Filter for the word "image" and keep each matching line.
#### Given entries ####
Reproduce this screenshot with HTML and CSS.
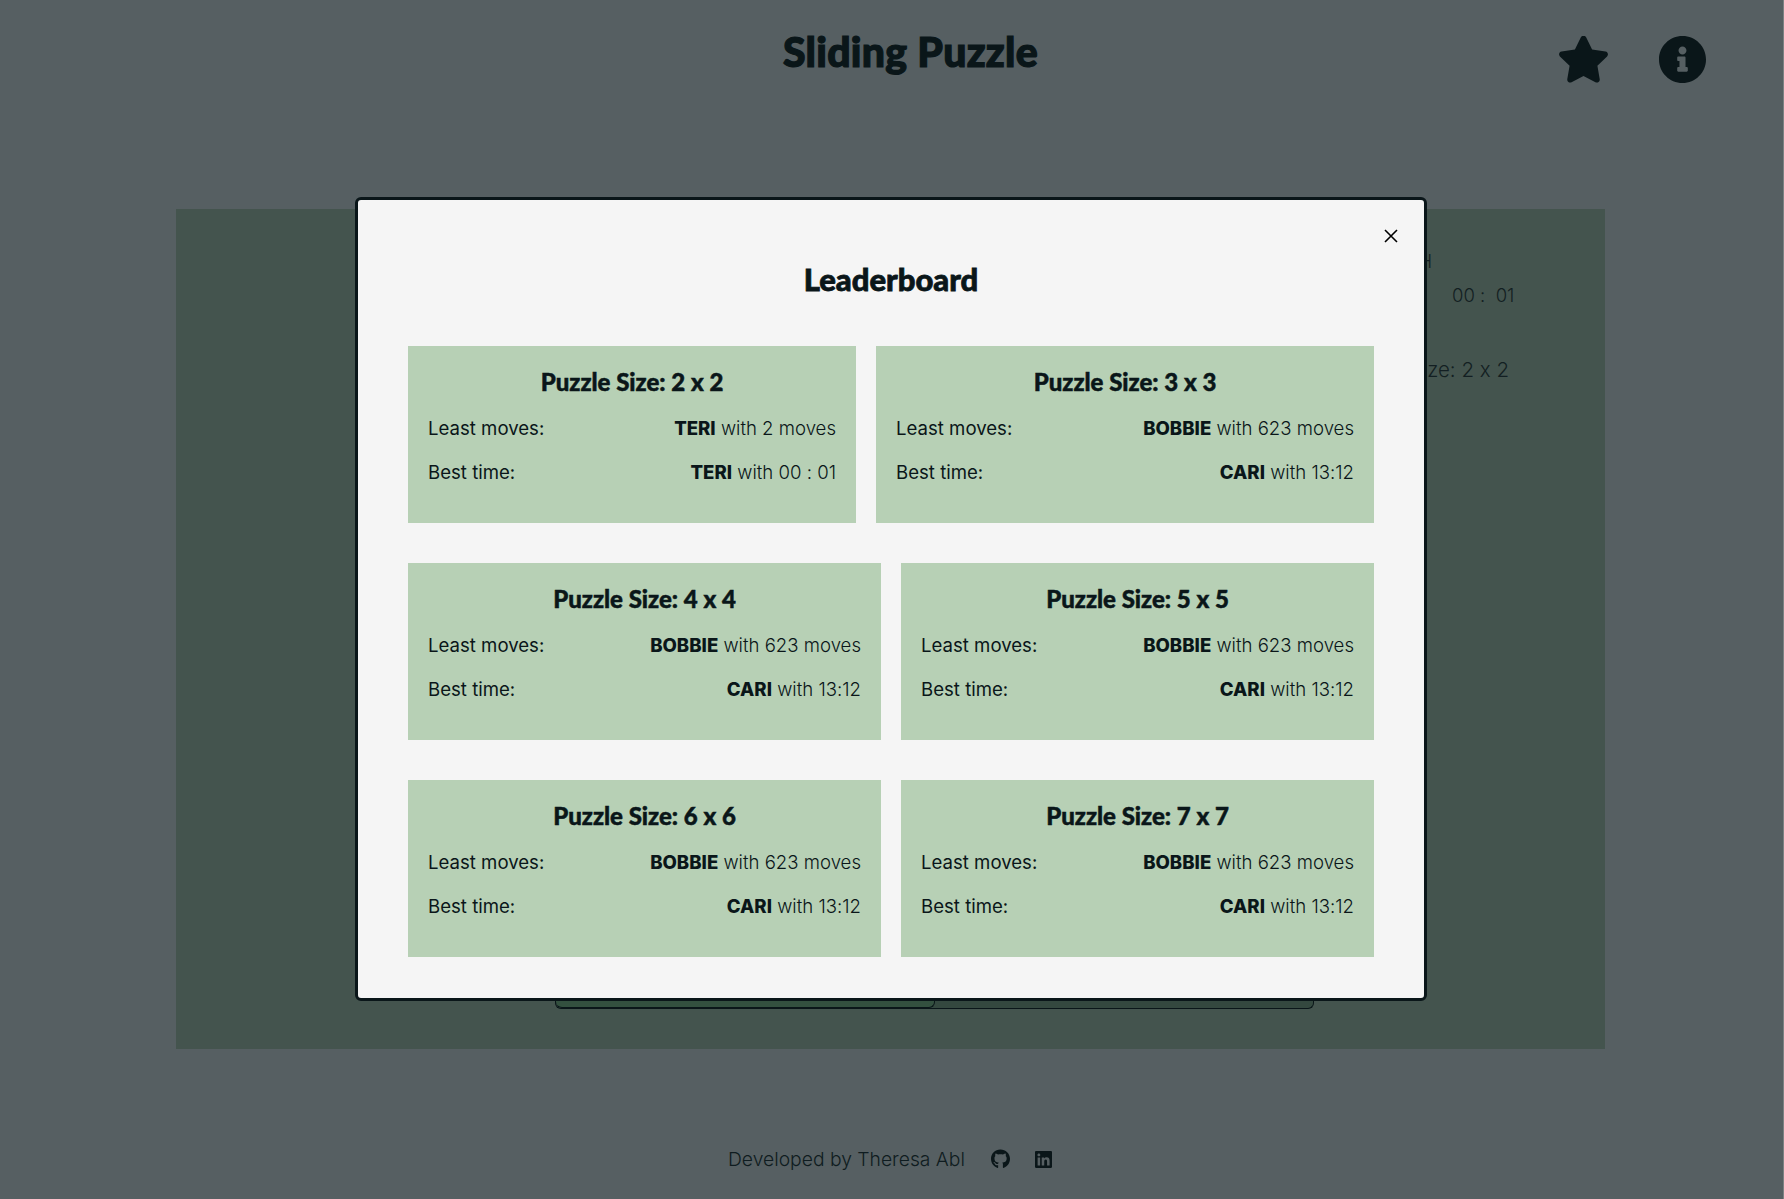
FILE: index.html
```html
<!DOCTYPE html>
<html lang="en">
<head>
    <meta charset="UTF-8">
    <title>Sliding Puzzle</title>
    <link rel="stylesheet" href="styles.css">
</head>
<body>
<header class="top">
    <h1 class="page-title">Sliding Puzzle</h1>
    <div class="top-icons">
        <svg class="icon-star" viewBox="20 8 536 504"><path d="M259.3 17.8L194 150.2 47.9 171.5c-26.2 3.8-36.7 36.1-17.7 54.6l105.7 103-25 145.5c-4.5 26.3 23.2 46 46.4 33.7L288 439.6l130.7 68.7c23.2 12.2 50.9-7.4 46.4-33.7l-25-145.5 105.7-103c19-18.5 8.5-50.8-17.7-54.6L382 150.2 316.7 17.8c-11.7-23.6-45.6-23.9-57.4 0z"/></svg>
        <svg class="icon-info" viewBox="8 8 496 496"><path d="M256 8C119.043 8 8 119.083 8 256c0 136.997 111.043 248 248 248s248-111.003 248-248C504 119.083 392.957 8 256 8zm0 110c23.196 0 42 18.804 42 42s-18.804 42-42 42-42-18.804-42-42 18.804-42 42-42zm56 254c0 6.627-5.373 12-12 12h-88c-6.627 0-12-5.373-12-12v-24c0-6.627 5.373-12 12-12h12v-64h-12c-6.627 0-12-5.373-12-12v-24c0-6.627 5.373-12 12-12h64c6.627 0 12 5.373 12 12v100h12c6.627 0 12 5.373 12 12v24z"/></svg>
    </div>
</header>

<main class="game">
    <div class="game-board">
        <div class="progress"><div class="progress-fill"></div></div>
    </div>
    <div class="game-side">
        <p class="side-label">SWITCH</p>
        <p class="side-time">00 :&nbsp; 01</p>
        <p class="side-size">Puzzle size: 2 x 2</p>
    </div>
</main>

<footer class="foot">
    <span>Developed by Theresa Abl</span>
    <svg class="icon-github" viewBox="0 0 496 512"><path d="M244.8 8C106.1 8 0 113.3 0 252c0 110.9 69.8 205.8 169.5 239.2 12.8 2.3 17.3-5.6 17.3-12.1 0-6.2-.3-40.4-.3-61.4 0 0-70 15-84.7-29.8 0 0-11.4-29.1-27.8-36.6 0 0-22.9-15.7 1.6-15.4 0 0 24.9 2 38.6 25.8 21.9 38.6 58.6 27.5 72.9 20.9 2.3-16 8.8-27.1 16-33.7-55.9-6.2-112.3-14.3-112.3-110.5 0-27.5 7.6-41.3 23.6-58.9-2.6-6.5-11.1-33.3 2.6-67.9 20.9-6.5 69 27 69 27 20-5.6 41.5-8.5 62.8-8.5s42.8 2.9 62.8 8.5c0 0 48.1-33.6 69-27 13.7 34.7 5.2 61.4 2.6 67.9 16 17.7 25.8 31.5 25.8 58.9 0 96.5-58.9 104.2-114.8 110.5 9.2 7.9 17 22.9 17 46.4 0 33.7-.3 75.4-.3 83.6 0 6.5 4.6 14.4 17.3 12.1C428.2 457.8 496 362.9 496 252 496 113.3 383.5 8 244.8 8z"/></svg>
    <svg class="icon-linkedin" viewBox="0 32 448 448"><path d="M416 32H31.9C14.3 32 0 46.5 0 64.3v383.4C0 465.5 14.3 480 31.9 480H416c17.6 0 32-14.5 32-32.3V64.3c0-17.8-14.4-32.3-32-32.3zM135.4 416H69V202.2h66.5V416zm-33.2-243c-21.3 0-38.5-17.3-38.5-38.5S80.9 96 102.2 96c21.2 0 38.5 17.3 38.5 38.5 0 21.3-17.2 38.5-38.5 38.5zm282.1 243h-66.4V312c0-24.8-.5-56.7-34.5-56.7-34.6 0-39.9 27-39.9 54.9V416h-66.4V202.2h63.7v29.2h.9c8.9-16.8 30.6-34.5 62.9-34.5 67.2 0 79.7 44.3 79.7 101.9V416z"/></svg>
</footer>

<div class="modal">
    <svg class="modal-close" viewBox="0 0 14 14"><path d="M1 1l12 12M13 1L1 13"/></svg>
    <h2 class="modal-title">Leaderboard</h2>

    <div class="row">
        <section class="card card-narrow">
            <h3>Puzzle Size: 2 x 2</h3>
            <div class="line"><span>Least moves:</span><span class="score"><b>TERI</b> with 2 moves</span></div>
            <div class="line"><span>Best time:</span><span class="score"><b>TERI</b> with 00 : 01</span></div>
        </section>
        <section class="card">
            <h3>Puzzle Size: 3 x 3</h3>
            <div class="line"><span>Least moves:</span><span class="score"><b>BOBBIE</b> with 623 moves</span></div>
            <div class="line"><span>Best time:</span><span class="score"><b>CARI</b> with 13:12</span></div>
        </section>
    </div>
    <div class="row">
        <section class="card">
            <h3>Puzzle Size: 4 x 4</h3>
            <div class="line"><span>Least moves:</span><span class="score"><b>BOBBIE</b> with 623 moves</span></div>
            <div class="line"><span>Best time:</span><span class="score"><b>CARI</b> with 13:12</span></div>
        </section>
        <section class="card">
            <h3>Puzzle Size: 5 x 5</h3>
            <div class="line"><span>Least moves:</span><span class="score"><b>BOBBIE</b> with 623 moves</span></div>
            <div class="line"><span>Best time:</span><span class="score"><b>CARI</b> with 13:12</span></div>
        </section>
    </div>
    <div class="row">
        <section class="card">
            <h3>Puzzle Size: 6 x 6</h3>
            <div class="line"><span>Least moves:</span><span class="score"><b>BOBBIE</b> with 623 moves</span></div>
            <div class="line"><span>Best time:</span><span class="score"><b>CARI</b> with 13:12</span></div>
        </section>
        <section class="card">
            <h3>Puzzle Size: 7 x 7</h3>
            <div class="line"><span>Least moves:</span><span class="score"><b>BOBBIE</b> with 623 moves</span></div>
            <div class="line"><span>Best time:</span><span class="score"><b>CARI</b> with 13:12</span></div>
        </section>
    </div>
</div>
</body>
</html>
```

FILE: styles.css
```css
*{margin: 0;padding: 0;box-sizing: border-box;}
html,body{height: 1199px;overflow: hidden;}
body{background: #565f62;color: #0a1619;font-family: "Inter", "Noto Sans", sans-serif;font-feature-settings: "calt" 0;display: flex;flex-direction: column;border-right: 1px solid #7c8283;}

/* header */
.top{height: 209px;display: flex;justify-content: space-between;align-items: flex-start;padding: 29px 77px 0 783px;}
.page-title{font-family: "Lato", sans-serif;font-size: 41px;line-height: 46px;font-weight: 900;letter-spacing: .25px;-webkit-text-stroke: 1.2px #0a1619;white-space: nowrap;}
.top-icons{display: flex;gap: 51px;padding-top: 7px;}
.icon-star{width: 49px;height: 47px;fill: #0a1619;}
.icon-info{width: 47px;height: 47px;fill: #0a1619;}

/* game behind the modal */
.game{height: 840px;margin: 0 178px 0 176px;background: #44544e;display: flex;}
.game-board{flex: 1;display: flex;align-items: flex-end;padding: 0 0 40px 379px;}
.progress{width: 759px;height: 20px;border: 1px solid #0a1619;border-top: 0;border-radius: 0 0 6px 6px;background: #34483f;}
.progress-fill{width: 50%;height: 100%;background: #33503f;border-bottom: 1px solid #0a1619;border-right: 1px solid #0a1619;border-radius: 0 0 6px 6px;}
.game-side{width: 181px;color: #131f22;font-size: 20px;font-weight: 300;line-height: 24px;padding-top: 41px;}
.side-label{width: 108px;margin-left: -100px;text-align: right;font-size: 18px;}
.side-time{margin-top: 9px;padding-left: 28px;white-space: nowrap;font-size: 18.5px;}
.side-size{width: 285px;margin-left: -200px;margin-top: 51px;text-align: right;font-size: 20.5px;}

/* footer */
.foot{flex: 1;display: flex;align-items: center;padding: 70px 0 0 728px;font-size: 19.3px;font-weight: 300;color: #0f1c20;}
.icon-github{width: 19px;height: 20px;fill: #0a1619;margin-left: 26px;}
.icon-linkedin{width: 17px;height: 19px;fill: #0a1619;margin-left: 25px;}

/* modal */
.modal{position: absolute;left: 355px;top: 197px;width: 1072px;height: 804px;background: #f5f5f5;border: 3px solid #0a1619;border-radius: 6px;padding: 0 50px;display: flex;flex-direction: column;gap: 40px;}
.modal-close{position: absolute;right: 26px;top: 29px;width: 14px;height: 14px;fill: none;stroke: #000;stroke-width: 1.6;}
.modal-title{font-family: "Lato", sans-serif;font-size: 31px;line-height: 34px;font-weight: 900;text-align: center;-webkit-text-stroke: .8px #0a1619;margin: 62px 0 10px;}
.row{display: flex;gap: 20px;height: 177px;}
.card{flex: 1;background: #b7d0b5;padding: 21px 20px 0;}
.card-narrow{flex: 0 0 448px;}
.card h3{font-family: "Lato", sans-serif;font-size: 24px;line-height: 30px;font-weight: 900;text-align: center;-webkit-text-stroke: .5px #0a1619;margin-bottom: 9px;}
.line{display: flex;justify-content: space-between;font-size: 18.6px;line-height: 44px;}
.score{font-weight: 300;}
.line b{font-weight: 800;}
```
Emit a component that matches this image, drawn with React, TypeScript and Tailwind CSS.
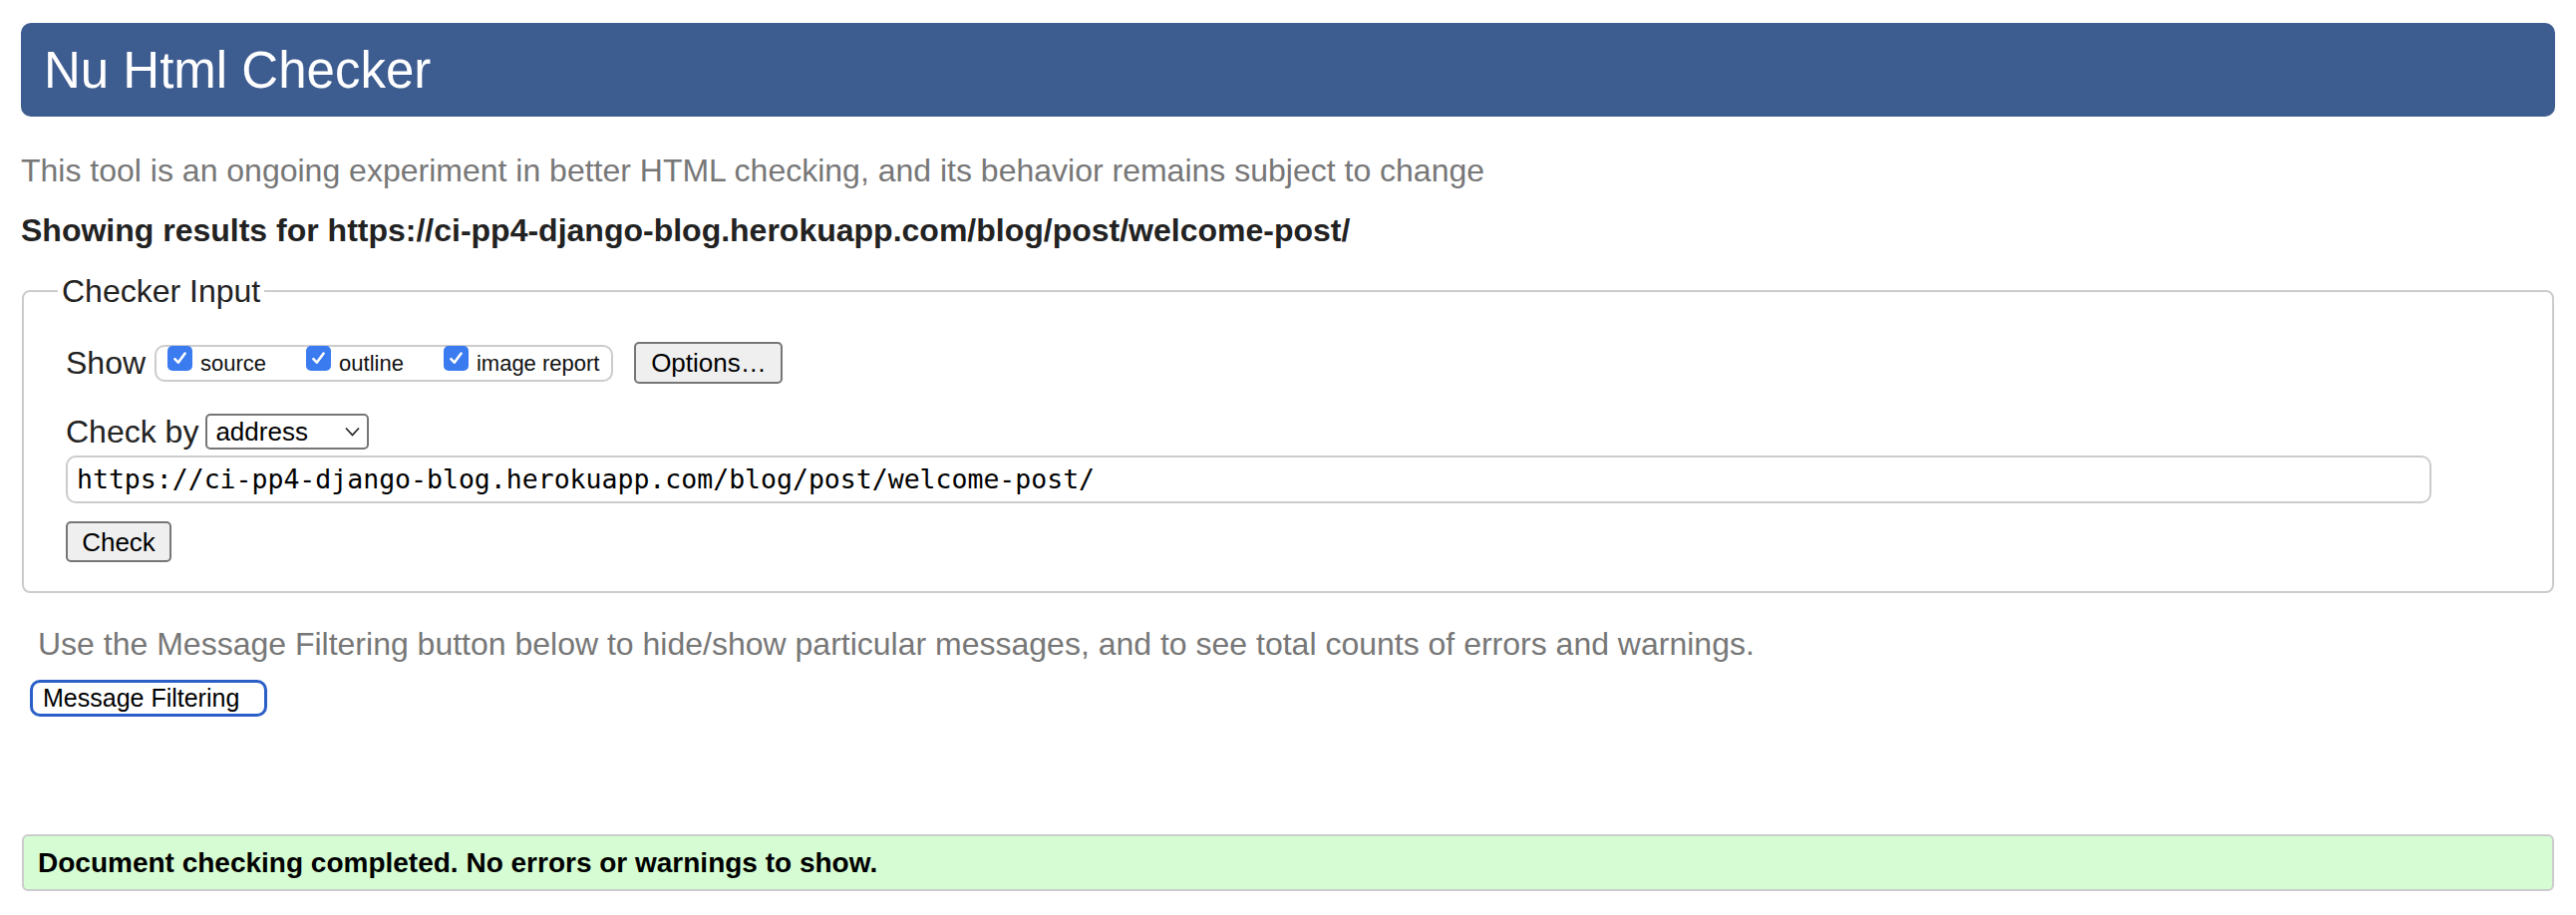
import React from 'react';

const sans = "font-['Liberation_Sans',Arial,Helvetica,sans-serif]";

function Tick() {
  return (
    <span className="flex h-[25px] w-[25px] shrink-0 items-center justify-center rounded-[5px] bg-[#3a7bf0] -mt-px">
      <svg width="17" height="17" viewBox="0 0 16 16" fill="none">
        <path d="M3.2 8.6 L6.4 12 L12.8 3.4" stroke="white" strokeWidth="2.4" strokeLinecap="round" strokeLinejoin="round" />
      </svg>
    </span>
  );
}

function ShowOption({ label }: { label: string }) {
  return (
    <div className="flex items-start gap-[8px]">
      <Tick />
      <span className="mt-[4px] text-[22px] leading-[26px] text-[#111]">{label}</span>
    </div>
  );
}

function GrayButton({ children, className = '' }: { children: React.ReactNode; className?: string }) {
  return (
    <div
      className={`flex items-center justify-center rounded-[5px] border-2 border-[#767676] bg-[#efefef] text-[26px] leading-none text-black ${className}`}
    >
      {children}
    </div>
  );
}

export default function App() {
  return (
    <div className={`${sans} min-h-[918px] bg-white px-[21px] pt-[23px] text-[#222]`}>
      <div className="flex h-[94px] items-center rounded-[10px] bg-[#3d5c90] px-[23px]">
        <h1 className="text-[51px] leading-none font-normal text-white">Nu Html Checker</h1>
      </div>

      <p className="mt-[36px] text-[32px] leading-[36px] text-[#777]">
        This tool is an ongoing experiment in better HTML checking, and its behavior remains subject to change
      </p>
      <p className="mt-[24px] text-[32px] leading-[36px] font-bold text-[#222]">
        Showing results for https://ci-pp4-django-blog.herokuapp.com/blog/post/welcome-post/
      </p>

      <fieldset className="mx-px mt-[25px] rounded-[8px] border-2 border-[#cccccc] px-[34px] pt-[33px] pb-[29px]">
        <legend className="px-[4px] text-[32px] leading-[36px] text-[#222]">Checker Input</legend>
        <div className="pl-[8px]">
          <div className="flex h-[42px] items-center">
            <span className="text-[32px] leading-[36px]">Show</span>
            <div className="ml-[9px] flex h-[37px] items-start gap-[40px] rounded-[10px] border-2 border-[#cccccc] pl-[11px] pr-[12px]">
              <ShowOption label="source" />
              <ShowOption label="outline" />
              <ShowOption label="image report" />
            </div>
            <GrayButton className="ml-[21px] h-[42px] w-[149px]">Options…</GrayButton>
          </div>

          <div className="mt-[30px] flex h-[36px] items-center">
            <span className="text-[32px] leading-[36px]">Check by</span>
            <div className="ml-[7px] flex h-[36px] w-[164px] items-center justify-between rounded-[5px] border-2 border-[#767676] pl-[8px] pr-[7px]">
              <span className="text-[26px] leading-none text-black">address</span>
              <svg width="15" height="10" viewBox="0 0 15 10" fill="none">
                <path d="M1 1.5 L7.5 8.5 L14 1.5" stroke="#222" strokeWidth="1.6" />
              </svg>
            </div>
          </div>

          <div className="mt-[6px] flex h-[48px] w-[2373px] items-center rounded-[10px] border-2 border-[#cccccc] pl-[9px]">
            <span className="font-['DejaVu_Sans_Mono',monospace] text-[26.5px] leading-none text-black">
              https://ci-pp4-django-blog.herokuapp.com/blog/post/welcome-post/
            </span>
          </div>

          <GrayButton className="mt-[18px] h-[41px] w-[106px]">Check</GrayButton>
        </div>
      </fieldset>

      <p className="mt-[33px] pl-[17px] text-[32px] leading-[36px] text-[#777]">
        Use the Message Filtering button below to hide/show particular messages, and to see total counts of errors and warnings.
      </p>
      <div className="ml-[9px] mt-[18px] flex h-[37px] w-[238px] items-center rounded-[10px] border-[3px] border-[#2a5fc8] bg-white pl-[10px]">
        <span className="text-[25px] leading-none text-black">Message Filtering</span>
      </div>

      <div className="mx-px mt-[118px] flex h-[57px] items-center rounded-[6px] border-2 border-[#cccccc] bg-[#d6fcd3] pl-[14px]">
        <span className="text-[28px] leading-none font-bold text-black">
          Document checking completed. No errors or warnings to show.
        </span>
      </div>
    </div>
  );
}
####
**Written answer**.
Emit a component that matches this image, drawn with React, TypeScript and Tailwind CSS.
              <ShowOption label="image report" />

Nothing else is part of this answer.